Every now and again an issue that’s being hotly discussed within an industry jumps the fence and goes mainstream. It happened in financial planning with the Future of Financial Advice (FoFA) reforms, and specifically with the best interest duty. The public reaction to that was: What do you mean – why haven’t financial planners always been required to act in our best interests?

Something of the same thing is happening right now with the standards body that will be established to set and monitor educational, professional and ethical standards for financial planners. What do you mean – why haven’t financial planners always had to be degree-qualified, comply with a code of ethics and undergo rigorous ongoing professional development?

The simple if unpalatable truth is that they haven’t ever been compelled, and it’s still not compulsory. That’s why this news was picked up so enthusiastically and why it jumped the fence.

It’s good news that the mainstream media picked up on the concept of a standards body, because an expectation has now been created in the public mind that this body will actually make a difference to the education and professional standards of financial planners.

But with that expectation comes the risk that if the minister responsible for setting up the standards body, the Minister for Revenue and Financial Services Kelly O’Dwyer, flubs it, a significant opportunity will be lost.

To recap: the standards body will be set up as a Commonwealth company, with nine directors, all of whom will be appointed by the minister.

Sponsored Content

Early drafts of legislation have given varying accounts of who will and won’t be eligible to be appointed. One draft said that some directors must specifically have “experience in representing the interests of consumers”; some must have “experience in the field of ethics”; and some must have “experience in carrying on a financial services business or providing a financial service”. None can be in a managerial or executive role in an association or consumer-representative body; and one draft said that none could be from an entity that provides education services.

Last week O’Dwyer said the board would be comprised of “three people from the industry, from bigger players; three people from smaller players; an ethicist; somebody who is an educational expert; and then someone who will be the chair of the particular body”. No mention of consumer representatives in all of that.

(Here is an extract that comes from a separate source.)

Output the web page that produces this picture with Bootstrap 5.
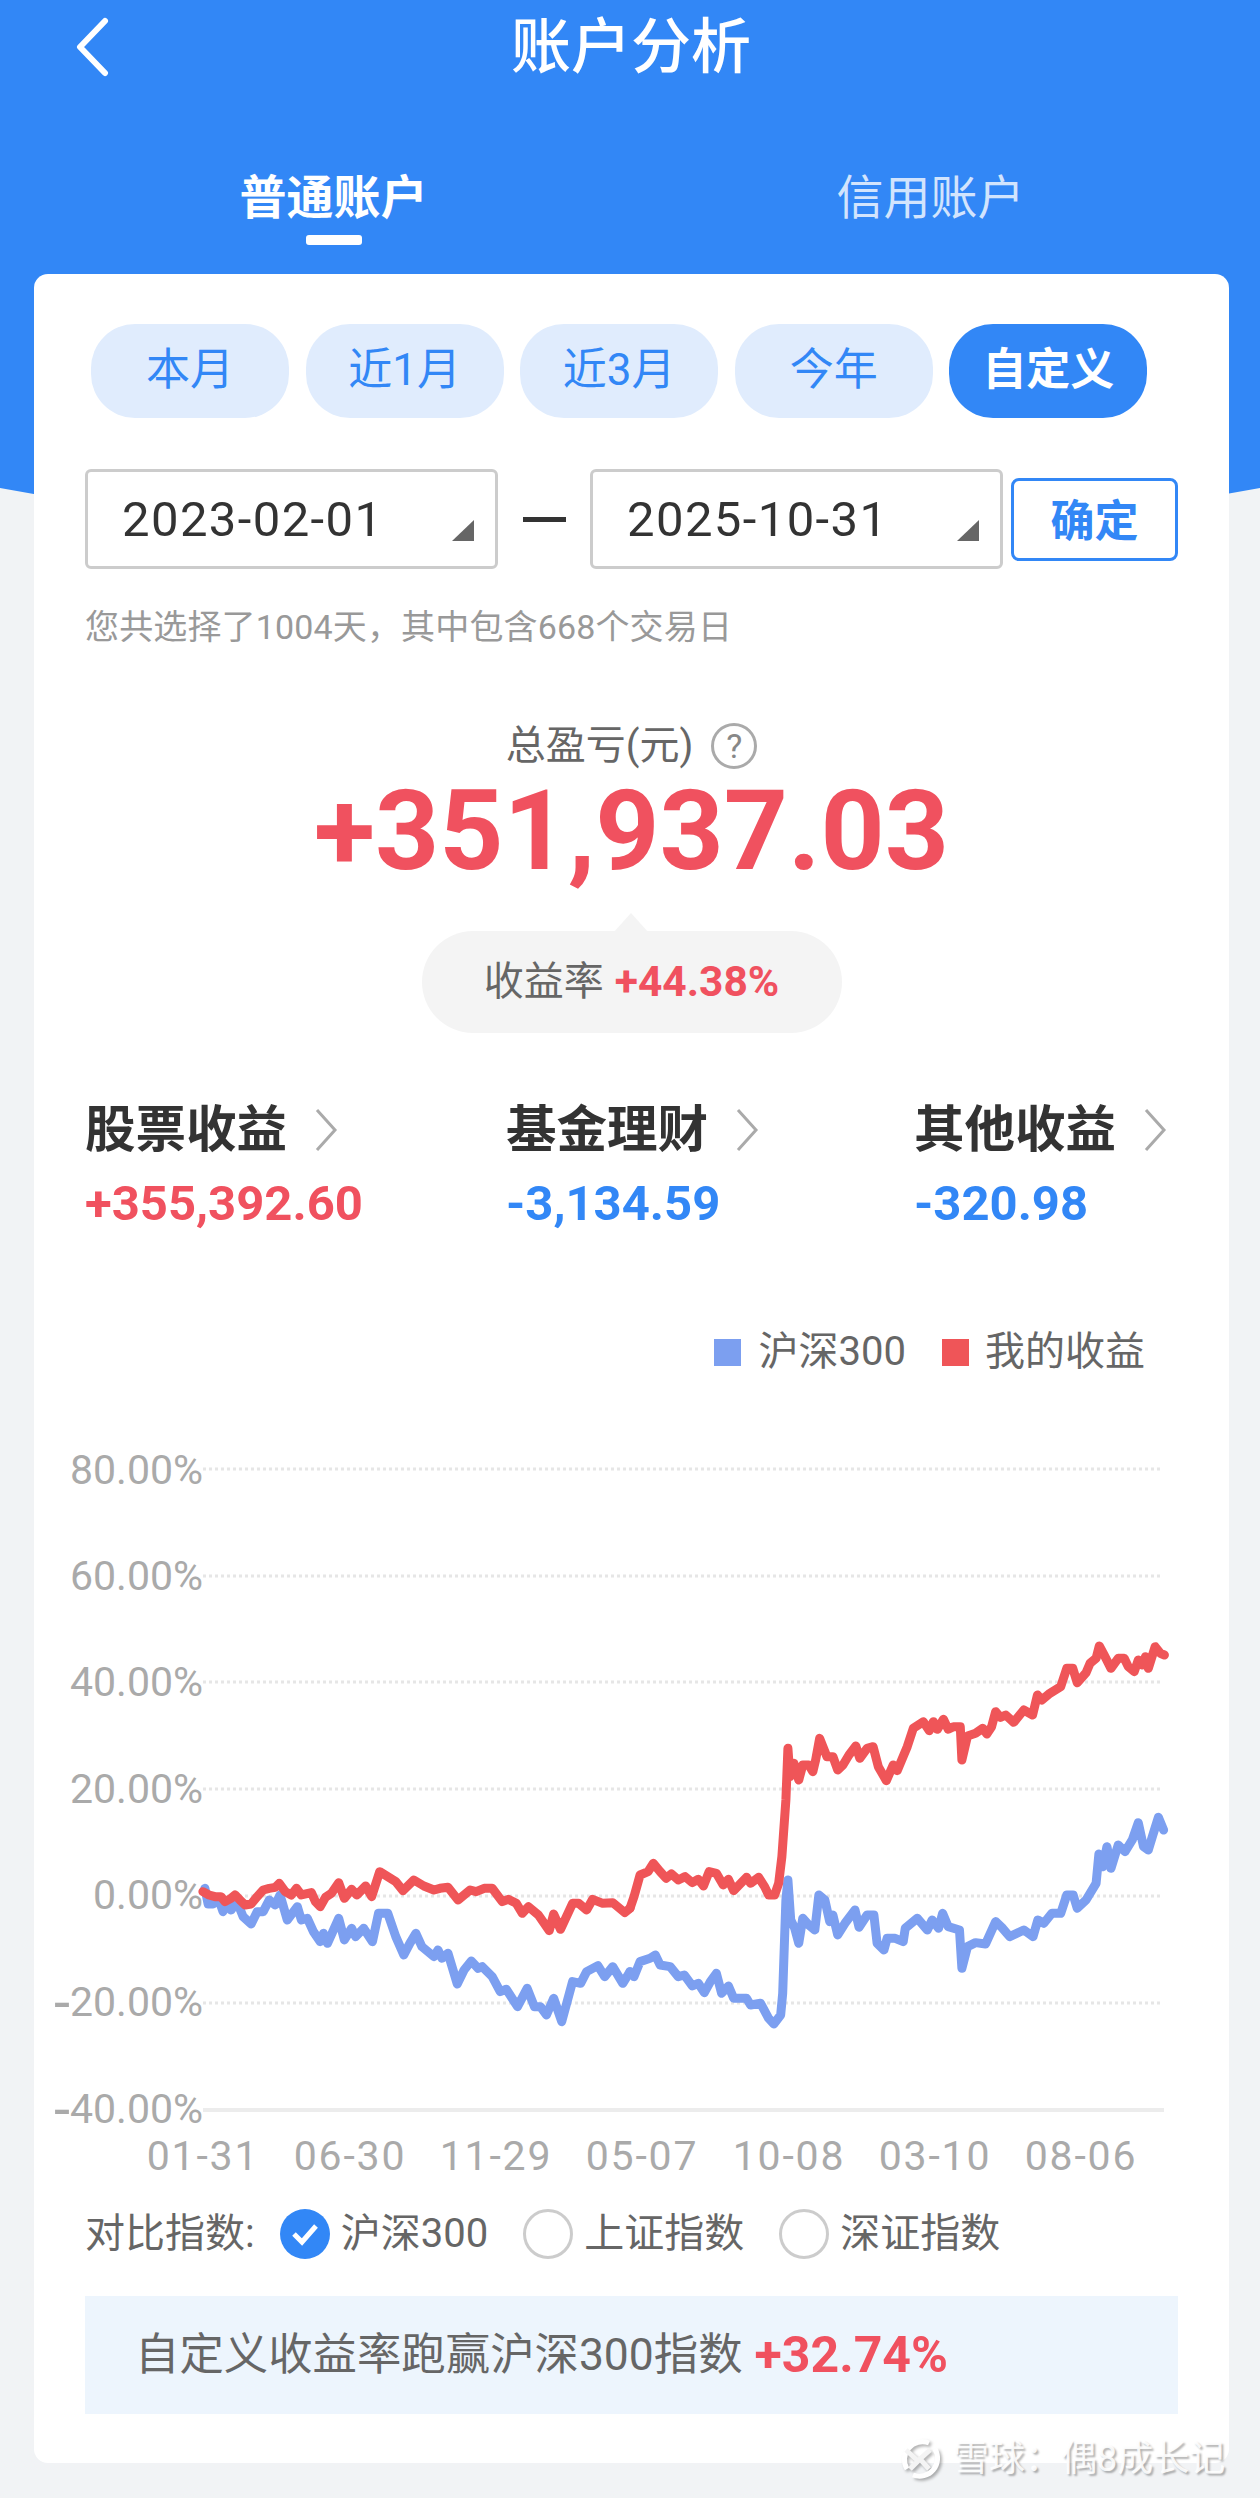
<!DOCTYPE html>
<html lang="zh">
<head>
<meta charset="utf-8">
<title>账户分析</title>
<link rel="stylesheet" href="https://cdn.jsdelivr.net/npm/bootstrap@5.3.0/dist/css/bootstrap.min.css">
<style>
html,body{background:#f1f3f5;font-family:Roboto,"Noto Sans CJK SC",sans-serif;color:#333;overflow:hidden}
.app-shell{width:1260px;height:2498px;position:relative;overflow:hidden}
.app-head{background:#3287f6;height:600px;clip-path:polygon(0 0,100% 0,100% 488px,50% 600px,0 488px);color:#fff}
.title-row{display:grid;grid-template-columns:1fr auto 1fr;height:96px;align-items:center;padding:0 75px}
.app-title{font-size:60px;font-weight:500;line-height:90px;margin-right:-2px}
.back-ico{display:block;margin-top:-2px}
.tab-row{display:grid;grid-template-columns:1fr 1fr;padding:0 31px 0 35px;margin-top:72px;text-align:center}
.tab-txt{font-size:47px;line-height:60px;color:rgba(255,255,255,.78)}
.tab-on{font-weight:700;color:#fff}
.tab-line{width:56px;height:10px;border-radius:3px;background:#fff;margin:7px auto 0}
.main-card{margin:-326px 0 0 34px;width:1195px;height:2189px;background:#fff;border-radius:14px;padding:50px 51px 0;position:relative}
.range-row{display:flex;gap:16.6px;margin-left:6px}
.range-pill{width:198px;height:94px;border-radius:44px;background:#e0ecfd;color:#3287f6;font-size:44px;line-height:92px;text-align:center}
.range-on{background:#3287f6;color:#fff;font-weight:700}
.date-row{display:flex;align-items:center;height:100px;margin-top:51px}
.date-box{width:413px;height:100px;border:3px solid #ccc;border-radius:6px;padding-left:34px;font-size:49px;letter-spacing:1.4px;line-height:96px;color:#333;position:relative}
.date-box::after{content:"";position:absolute;right:21px;bottom:25px;border-left:22px solid transparent;border-bottom:21px solid #666}
.date-dash{width:92px;display:flex;justify-content:center}
.date-dash i{display:block;width:43px;height:5px;background:#333}
.ok-btn{width:167px;height:83px;margin-left:8px;border:3px solid #3287f6;border-radius:8px;background:#fff;color:#3287f6;font-size:44px;font-weight:700;line-height:1;padding:5px 0 0}
.hint-txt{font-size:34px;letter-spacing:.15px;line-height:46px;color:#999;margin-top:35px}
.sum-label{display:flex;justify-content:center;align-items:center;gap:18px;margin-top:71px;height:50px;font-size:40px;color:#666}
.help-dot{width:46px;height:46px;border:3px solid #aaa;border-radius:50%;font-size:34px;line-height:40px;text-align:center;color:#888}
.sum-num{font-size:112px;font-weight:700;line-height:110px;text-align:center;color:#f0515f;margin-top:5px}
.rate-bubble{width:420px;height:102px;margin:45px auto 0;background:#f4f4f4;border-radius:51px;display:flex;justify-content:center;align-items:center;gap:11px;font-size:40px;color:#666;position:relative}
.rate-bubble .up-txt{font-size:42.5px}
.rate-bubble::before{content:"";position:absolute;left:192px;top:-18px;border-left:17px solid transparent;border-right:17px solid transparent;border-bottom:19px solid #f4f4f4}
.up-txt{color:#f0515f;font-weight:700}
.stat-grid{display:grid;grid-template-columns:421px 408px 1fr;margin-top:65px}
.stat-head{display:flex;align-items:center;gap:27px;height:64px;font-size:50.5px;font-weight:700;color:#333}
.stat-val{font-size:49px;font-weight:700;line-height:56px;margin-top:14px}
.down-txt{color:#3287f6}
.legend-row{display:flex;justify-content:flex-end;align-items:center;height:50px;margin-top:95px;padding-right:33px;font-size:40px;color:#666}
.leg-mark{width:27px;height:27px;margin-right:18px}
.leg-blue{background:#7c9ff0}
.leg-red{background:#ef5558;margin-left:36px;margin-right:16px}
.chart-svg{display:block;width:1195px;height:813px;margin-left:-51px}
.chart-svg text{font-family:Roboto,sans-serif;font-size:41px;fill:#aaa}
.chart-svg .x-tick{letter-spacing:1.8px}
.chart-svg .neg-sign{font-size:58px}
.grid-line{stroke:#e6e6e6;stroke-width:3;stroke-dasharray:3 3;fill:none}
.base-line{stroke:#ececec;stroke-width:4;fill:none}
.series{fill:none;stroke-width:9;stroke-linejoin:round;stroke-linecap:round;vector-effect:non-scaling-stroke}
.compare-row{display:flex;align-items:center;height:50px;margin-top:19px;font-size:40px;color:#666}
.radio-dot{width:50px;height:50px;border-radius:50%;border:3px solid #ccc;margin:0 11px 0 35px;flex:none}
.radio-on{background:#3287f6;border:0;margin-left:25px;display:flex;align-items:center;justify-content:center}
.beat-bar{height:118px;margin-top:37px;background:#edf5fd;padding-left:50px;display:flex;align-items:center;gap:12px;font-size:44.4px;color:#666}
.beat-bar .up-txt{font-size:50px}
.water-mark{position:absolute;left:898px;top:2436px;display:flex;align-items:center;gap:9px;font-size:36px;line-height:44px;color:rgba(255,255,255,.9);text-shadow:2px 2px 2px rgba(0,0,0,.3)}
.water-logo{filter:drop-shadow(2px 2px 1.5px rgba(0,0,0,.3))}
</style>
</head>
<body>
<div class="app-shell">
  <header class="app-head">
    <div class="title-row">
      <svg class="back-ico" width="34" height="60" viewBox="0 0 34 60"><path d="M30 4 L5 30 L30 56" fill="none" stroke="#fff" stroke-width="6" stroke-linecap="round" stroke-linejoin="round"/></svg>
      <div class="app-title">账户分析</div>
      <div></div>
    </div>
    <div class="tab-row">
      <div><div class="tab-txt tab-on">普通账户</div><div class="tab-line"></div></div>
      <div class="tab-txt">信用账户</div>
    </div>
  </header>
  <main class="main-card">
    <div class="range-row">
      <div class="range-pill">本月</div>
      <div class="range-pill">近1月</div>
      <div class="range-pill">近3月</div>
      <div class="range-pill">今年</div>
      <div class="range-pill range-on">自定义</div>
    </div>
    <div class="date-row">
      <div class="date-box">2023-02-01</div>
      <div class="date-dash"><i></i></div>
      <div class="date-box">2025-10-31</div>
      <button class="btn ok-btn" type="button">确定</button>
    </div>
    <div class="hint-txt">您共选择了1004天，其中包含668个交易日</div>
    <div class="sum-label"><span>总盈亏(元)</span><span class="help-dot">?</span></div>
    <div class="sum-num">+351,937.03</div>
    <div class="rate-bubble"><span>收益率</span><span class="up-txt">+44.38%</span></div>
    <div class="stat-grid">
      <div>
        <div class="stat-head"><span>股票收益</span><svg width="24" height="44" viewBox="0 0 24 44"><path d="M3 2 L21 22 L3 42" fill="none" stroke="#aaa" stroke-width="3"/></svg></div>
        <div class="stat-val up-txt">+355,392.60</div>
      </div>
      <div>
        <div class="stat-head"><span>基金理财</span><svg width="24" height="44" viewBox="0 0 24 44"><path d="M3 2 L21 22 L3 42" fill="none" stroke="#aaa" stroke-width="3"/></svg></div>
        <div class="stat-val down-txt">-3,134.59</div>
      </div>
      <div>
        <div class="stat-head"><span>其他收益</span><svg width="24" height="44" viewBox="0 0 24 44"><path d="M3 2 L21 22 L3 42" fill="none" stroke="#aaa" stroke-width="3"/></svg></div>
        <div class="stat-val down-txt">-320.98</div>
      </div>
    </div>
    <div class="legend-row">
      <span class="leg-mark leg-blue"></span><span>沪深300</span>
      <span class="leg-mark leg-red"></span><span>我的收益</span>
    </div>
    <svg class="chart-svg" viewBox="34 1377 1195 813">
      <path class="grid-line" d="M203 1469H1160M203 1576H1160M203 1682H1160M203 1789H1160M203 1896H1160M203 2003H1160"/>
      <path class="base-line" d="M203 2110H1164"/>
      <g text-anchor="end">
        <text x="203" y="1484">80.00%</text>
        <text x="203" y="1590">60.00%</text>
        <text x="203" y="1696">40.00%</text>
        <text x="203" y="1803">20.00%</text>
        <text x="203" y="1909">0.00%</text>
        <text x="203" y="2016"><tspan class="neg-sign" dy="6">-</tspan><tspan dy="-6">20.00%</tspan></text>
        <text x="203" y="2123"><tspan class="neg-sign" dy="6">-</tspan><tspan dy="-6">40.00%</tspan></text>
      </g>
      <g text-anchor="middle" class="x-tick">
        <text x="203" y="2170">01-31</text>
        <text x="350" y="2170">06-30</text>
        <text x="496" y="2170">11-29</text>
        <text x="642" y="2170">05-07</text>
        <text x="789" y="2170">10-08</text>
        <text x="935" y="2170">03-10</text>
        <text x="1081" y="2170">08-06</text>
      </g>
      <g stroke="#7c9ff0">
        <polyline class="series" transform="translate(0,1800) scale(.4018,.3333)" points="510,265 518,312 530,312 545,300 555,335 565,305 575,330 590,305 605,350 625,372 640,335 655,335 670,300 685,315 697,285 715,360 740,320 750,360 765,355 780,395 797,425 805,400 815,430 843,355 857,420 875,385 885,410 905,385 927,425 942,340 965,340 985,410 1005,465 1020,430 1035,400 1050,440 1080,470 1090,450 1100,475 1115,460 1138,552 1155,510 1173,483 1190,505 1200,500 1225,530 1245,575 1260,568 1288,620 1312,565 1330,620 1345,620 1360,645 1378,595 1398,665 1425,545 1445,550 1460,515 1488,497 1505,530 1525,500 1550,550 1568,515"/>
        <polyline class="series" transform="translate(630,1600) scale(.4018,.3333)" points="0,1115 10,1130 25,1085 50,1075 63,1065 75,1095 100,1100 120,1130 135,1125 155,1158 170,1150 185,1178 200,1145 215,1120 228,1180 245,1158 258,1195 290,1195 300,1215 325,1210 345,1255 358,1272 375,1245 380,1180 388,900 393,840 400,960 410,985 420,1030 430,955 445,975 460,990 470,885 485,900 497,965 505,945 517,1005 535,970 560,930 570,982 590,945 607,945 615,1030 632,1050 640,1015 660,1015 680,1025 685,985 715,955 740,990 752,960 768,985 778,940 792,980 820,990 826,1105 840,1040 860,1028 885,1032 910,965 925,982 945,1010 980,990 1003,1010 1015,960 1030,970 1050,940 1072,940 1087,885 1103,885 1113,925 1135,900 1160,850 1167,762 1177,800 1187,740 1197,805 1215,735 1232,755 1250,720 1265,668 1278,740 1290,750 1300,710 1315,652 1328,690"/>
      </g>
      <g stroke="#ef5558">
        <polyline class="series" transform="translate(0,1800) scale(.4018,.3333)" points="505,275 520,285 535,290 550,290 560,305 575,295 585,285 597,300 610,315 625,312 640,290 655,270 670,265 685,262 695,250 710,275 725,285 738,265 750,285 775,278 785,305 797,320 810,292 825,280 843,248 857,295 875,268 888,285 910,258 925,290 945,215 965,230 985,245 1003,272 1030,240 1055,258 1080,270 1095,265 1115,262 1140,300 1170,270 1185,275 1205,265 1225,265 1250,305 1265,298 1285,310 1300,340 1315,320 1340,345 1367,392 1378,342 1395,388 1425,310 1440,310 1460,330 1475,298 1500,310 1525,308 1555,338 1568,325"/>
        <polyline class="series" transform="translate(630,1600) scale(.4018,.3333)" points="0,925 10,890 25,825 45,815 58,790 75,815 90,835 103,822 120,840 137,830 155,848 170,838 183,858 197,815 215,820 232,855 245,838 258,872 290,832 300,850 320,832 335,860 345,885 360,885 370,850 378,770 388,600 393,445 398,530 408,490 420,540 430,495 445,495 455,515 462,480 472,415 490,470 505,470 517,510 530,495 545,465 562,438 572,475 590,445 605,440 618,500 638,542 655,495 665,512 690,440 705,385 730,365 745,392 755,365 765,388 780,358 792,388 805,380 822,380 826,480 840,408 860,400 878,385 888,402 900,380 910,335 922,352 935,345 955,367 980,330 1002,345 1014,285 1025,300 1045,280 1072,260 1087,205 1102,205 1113,248 1135,218 1145,190 1160,175 1168,138 1180,165 1197,205 1215,175 1230,175 1240,200 1255,215 1265,180 1275,195 1283,170 1290,205 1307,140 1320,160 1330,165"/>
      </g>
    </svg>
    <div class="compare-row">
      <span>对比指数:</span>
      <span class="radio-dot radio-on"><svg width="28" height="24" viewBox="0 0 28 24"><path d="M3 12 L11 20 L25 4" fill="none" stroke="#fff" stroke-width="5"/></svg></span><span>沪深300</span>
      <span class="radio-dot"></span><span>上证指数</span>
      <span class="radio-dot"></span><span>深证指数</span>
    </div>
    <div class="beat-bar"><span>自定义收益率跑赢沪深300指数</span><span class="up-txt">+32.74%</span></div>
  </main>
  <div class="water-mark">
    <svg class="water-logo" width="46" height="46" viewBox="0 0 46 46"><path d="M9 33 A18 18 0 0 1 31 7 M37 13 A18 18 0 0 1 15 39" fill="none" stroke="#fff" stroke-width="5"/><path d="M8 14 L20 25 L12 33 M32 14 L22 23 L31 33" fill="none" stroke="#f4f4f4" stroke-width="5"/></svg>
    <span>雪球：偶8成长记</span>
  </div>
</div>
</body>
</html>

It would still be a good idea to have the consumer’s voice represented in some way. It would also be a good idea to insist on an acceptable minimum period of time required between an executive of an association resigning and being eligible to serve as a director of the standards body.

What the directors bring to the table

But in addition to these requirements, the personal attributes of each director will be critical. Ideally, all directors will possess four core characteristics: knowledge, experience, desire, and independence.

Those are four simple words, but their importance cannot be understated. And the minister must make sure that all directors are empowered and encouraged to act in accordance with those characteristics.

While in the initial stages the standards body will be funded by the banks, it was reassuring to hear O’Dwyer say that it is “very important that it be an independent standards body, independent of the industry”.

Each director of the standards body will bring a specific set of skills and experience to the role, but as a fundamental requirement they must possess a deep enough knowledge of financial planning to ensure they at least know what they’re talking about. They must operate from an understanding of what financial planning is, and the role it plays not only in the lives of individuals but in a broader economic and government policy context.

They must have the experience to understand the issues that are actually important, to avoid being subject to the influence of vested interests or deflected by issues that really are just sideshows or distractions.

They must have a genuine desire to make a meaningful difference to financial planning standards, and not be happy just to serve time and collect directors’ fees. Rubber-stamping existing codes of ethics or education requirements, for example, is not necessarily enough. To actually make a difference, the standards body must, by definition, go further than standards that currently exist.

Independent in thoughts and actions

And each director absolutely must be independent of any entity that has a commercial, financial or other vested interest in the board’s decisions and determinations.

A board that serves or is seen to serve the interests of big financial institutions is clearly not acceptable. These institutions are, after all, a very large part of the reason the need for higher standards has become so pressing in the first place. As it is, the body will initially be funded by big institutions – it is to be hoped that more detail emerges quickly on long-term funding arrangements – and that’s enough (and probably more than) already.

However, a board that bows to demands of industry associations is likewise useless.

Serving on the board of this body should be a challenging task. It should take talent and foresight, and the courage to act in ways they may be unpopular with the financial planning community.

But its actions must come from a desire to make financial planning better suited to serve the public interest, and the interests of consumers.

These requirements, along with restrictions already set out in the professional standards draft legislation, narrow down the pool of acceptable candidates, and make the minister’s job of appointing nine appropriate directors not only more difficult, but immeasurably more important.